I firmly believe that we have a musical revolution on hand here in the States. One of past influence, mixed nicely with experimentation and style spanning evolution. Bands are taking who inspired them when they were younger and expanding with their own style;  as of late, it seems to be growing like a wildfire out of, where else, California.

The Bay-Area’s Howlin Rain have released their third album The Russian Wilds.  With the help of production demi-god Rick Rubin they have found and compiled their sound within eleven tracks. Taking to heart an essence of rock epics, the quintet lays down an album where all but three tracks are over five minutes long.

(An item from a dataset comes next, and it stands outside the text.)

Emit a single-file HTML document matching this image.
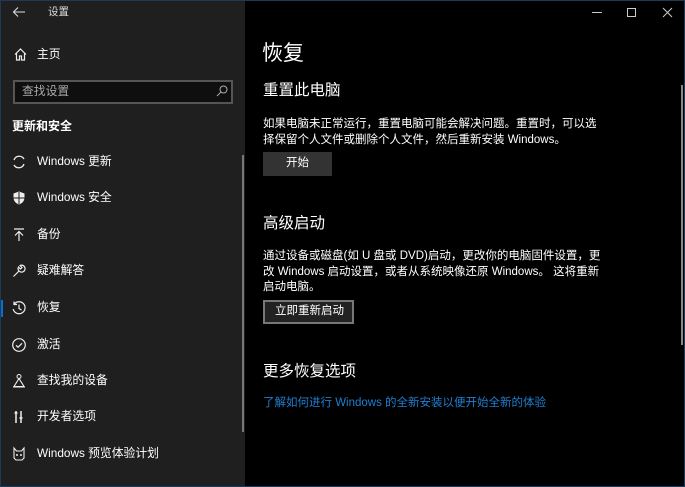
<!DOCTYPE html>
<html><head><meta charset="utf-8"><style>
*{margin:0;padding:0;box-sizing:border-box}
body{width:685px;height:487px;background:#000;position:relative;overflow:hidden;font-family:"Liberation Sans","Noto Sans CJK SC",sans-serif;color:#fff}
.side{position:absolute;left:0;top:0;width:245px;height:487px;background:#1f1f1f}
.t{position:absolute;white-space:nowrap;line-height:1}
.s{font-size:11.8px}
.ic{position:absolute}
.frame{position:absolute;left:0;top:0;width:685px;height:487px;border:1px solid #1d3a56;pointer-events:none}
.p{position:absolute;left:263px;font-size:11.5px;line-height:15.5px;color:#fff;white-space:nowrap}
</style></head><body>
<div class="side"></div>
<svg class="ic" style="left:12px;top:6px" width="14" height="12"><path d="M13 6H2M6 1.5L1.5 6 6 10.5" stroke="#ddd" fill="none" stroke-width="1.1"/></svg>
<div class="t" style="left:48px;top:7px;font-size:10.5px;color:#ddd">设置</div>
<div style="position:absolute;left:592px;top:12px;width:10px;height:1px;background:#ccc"></div>
<div style="position:absolute;left:627px;top:8px;width:9px;height:9px;border:1px solid #ccc"></div>
<svg class="ic" style="left:662px;top:7px" width="11" height="11"><path d="M1 1L10 10M10 1L1 10" stroke="#ccc" stroke-width="1"/></svg>
<svg class="ic" style="left:13px;top:47px" width="15" height="15"><path d="M2 7.5L7.5 2 13 7.5M3.5 6v7h3v-4h2v4h3V6" stroke="#eee" fill="none" stroke-width="1.2"/></svg>
<div class="t s" style="left:37px;top:49px">主页</div>
<div style="position:absolute;left:13px;top:80px;width:220px;height:24px;border:2px solid #555;background:#0f0f0f"></div>
<div class="t" style="left:22px;top:86px;font-size:11.8px;color:#aaa">查找设置</div>
<svg class="ic" style="left:215px;top:84px" width="14" height="14"><circle cx="8.5" cy="5.5" r="3.5" stroke="#aaa" fill="none"/><path d="M6 8L2 12" stroke="#aaa"/></svg>
<div class="t" style="left:12px;top:120px;font-size:12px;font-weight:bold">更新和安全</div>
<svg class="ic" style="left:11px;top:154px" width="16" height="16"><path d="M3 6a5.5 5.5 0 0 1 10-1M13 10a5.5 5.5 0 0 1-10 1" stroke="#eee" fill="none" stroke-width="1.3"/></svg>
<div class="t s" style="left:37px;top:156px">Windows 更新</div>
<svg class="ic" style="left:11px;top:190px" width="16" height="16"><path d="M8 1.5L2.5 3.5v4c0 3.5 2.5 6 5.5 7 3-1 5.5-3.5 5.5-7v-4z" fill="#eee"/><path d="M8 2v12M2.5 8h11" stroke="#1f1f1f" stroke-width="1"/></svg>
<div class="t s" style="left:37px;top:192px">Windows 安全</div>
<svg class="ic" style="left:11px;top:227px" width="16" height="16"><path d="M3 2h10M8 14V4.5M4 8.5l4-4 4 4" stroke="#eee" fill="none" stroke-width="1.2"/></svg>
<div class="t s" style="left:37px;top:229px">备份</div>
<svg class="ic" style="left:11px;top:263px" width="16" height="16"><path d="M2.5 13.5L8 8M8 8a3.5 3.5 0 1 0 1-5.5l2 2-1.5 1.5-2-2A3.5 3.5 0 0 0 8 8" stroke="#eee" fill="none" stroke-width="1.2"/></svg>
<div class="t s" style="left:37px;top:265px">疑难解答</div>
<div style="position:absolute;left:0;top:300px;width:3px;height:17px;background:#0a6ed1"></div>
<svg class="ic" style="left:11px;top:300px" width="16" height="16"><path d="M3 4.5A6 6 0 1 1 2.2 9M3 1.5v3h3M8 4.5v4l2.5 1.5" stroke="#eee" fill="none" stroke-width="1.2"/></svg>
<div class="t s" style="left:37px;top:302px">恢复</div>
<svg class="ic" style="left:11px;top:337px" width="16" height="16"><circle cx="8" cy="8" r="6.3" stroke="#eee" fill="none" stroke-width="1.2"/><path d="M5 8.3l2 2 4-4" stroke="#eee" fill="none" stroke-width="1.2"/></svg>
<div class="t s" style="left:37px;top:339px">激活</div>
<svg class="ic" style="left:11px;top:373px" width="16" height="16"><circle cx="8" cy="3.5" r="2" stroke="#eee" fill="none"/><path d="M8 5.5L3 13.5h10zM2 14h12" stroke="#eee" fill="none" stroke-width="1.1"/></svg>
<div class="t s" style="left:37px;top:375px">查找我的设备</div>
<svg class="ic" style="left:11px;top:409px" width="16" height="16"><path d="M5 2v12M10 2v12M3.5 4h3M8.5 9h3" stroke="#eee" fill="none" stroke-width="1.5"/></svg>
<div class="t s" style="left:37px;top:411px">开发者选项</div>
<svg class="ic" style="left:11px;top:446px" width="16" height="16"><path d="M3 2l2.5 3h5L13 2v10l-2 2H5l-2-2z" stroke="#eee" fill="none" stroke-width="1.1"/><circle cx="6" cy="9" r="1" fill="#eee"/><circle cx="10" cy="9" r="1" fill="#eee"/></svg>
<div class="t s" style="left:37px;top:448px">Windows 预览体验计划</div>
<div style="position:absolute;left:242px;top:155px;width:2px;height:277px;background:#777"></div>
<div class="t" style="left:262px;top:43px;font-size:21px">恢复</div>
<div class="t" style="left:263px;top:83px;font-size:15.5px">重置此电脑</div>
<div class="p" style="top:117px">如果电脑未正常运行，重置电脑可能会解决问题。重置时，可以选<br>择保留个人文件或删除个人文件，然后重新安装 Windows。</div>
<div style="position:absolute;left:263px;top:152px;width:69px;height:24px;background:#333"></div>
<div class="t" style="left:286px;top:158px;font-size:11.5px">开始</div>
<div class="t" style="left:263px;top:216px;font-size:15.5px">高级启动</div>
<div class="p" style="top:249px">通过设备或磁盘(如 U 盘或 DVD)启动，更改你的电脑固件设置，更<br>改 Windows 启动设置，或者从系统映像还原 Windows。 这将重新<br>启动电脑。</div>
<div style="position:absolute;left:263px;top:300px;width:91px;height:24px;border:2px solid #777;background:#222"></div>
<div class="t" style="left:275px;top:306px;font-size:11.5px">立即重新启动</div>
<div class="t" style="left:263px;top:364px;font-size:15.5px">更多恢复选项</div>
<div class="t" style="left:263px;top:398px;font-size:11.5px;color:#1f7fd4">了解如何进行 Windows 的全新安装以便开始全新的体验</div>
<div style="position:absolute;left:681px;top:85px;width:2px;height:260px;background:#888"></div>
<div class="frame"></div>
</body></html>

Admitting to launching off an Electric Ladyland meets Gaucho meets Darkness On The Edge of Town platform, leading man Ethan Miller proclaims “We didn’t always do the smartest or safest things.” One listen to The Russian Wilds and you’ll agree.

Like psychedelia, without the drugs, and blues, without the raunchy gravely vocals, the album keeps tight to a consistent experimenting sound.  These guys lead off with the eight minute “Self Made Man;” a track which establishes, early on, the all-encompassing epic blues/rock that is Howlin Rain. Driving guitar riffs and ethereal breakdowns become a staple in a sound stretching deep into the past as an ode to the future. By the third track, “Can’t Satisfy Me Now,” we settle into a dusty roadhouse of heartfelt lyrics dancing among true-to-blues instrumentals. Cyrus Comiskey, Raj Ojha, Joel Robinow  and Isaiah Mitchell expertly craft their skills with Miller to embody what you look for in modern blues-rock.  A few tracks from The Russian Wilds feel very familiar. “Cherokee Werewolf” channels the band’s inner Gary Cherone and Richie Sambora; so much it becomes difficult to not find the association. “Collage” catches a modern folk, Woodstock sensation.  Thankfully, by the time we reach “Walking Through Stone” and “Still Walking, Still Stone,” we’re checked back into the notion that we’re not listening to a recreation, but an evolution. The album leaves a satisfied sensation, but questionable replay. Like last call, it is sad to see it come to an end, but it won’t destroy you if you can’t get right back to it.

While in the intimate confines of The Russian Wilds it is hard to not be sucked into the ballads and emotion that has been purposefully placed to engulf you. Howlin Rain knows who they are and where they want to be. That confidence has brought them here and their ability will take them forth. Albums like this add fuel to the musical revolution.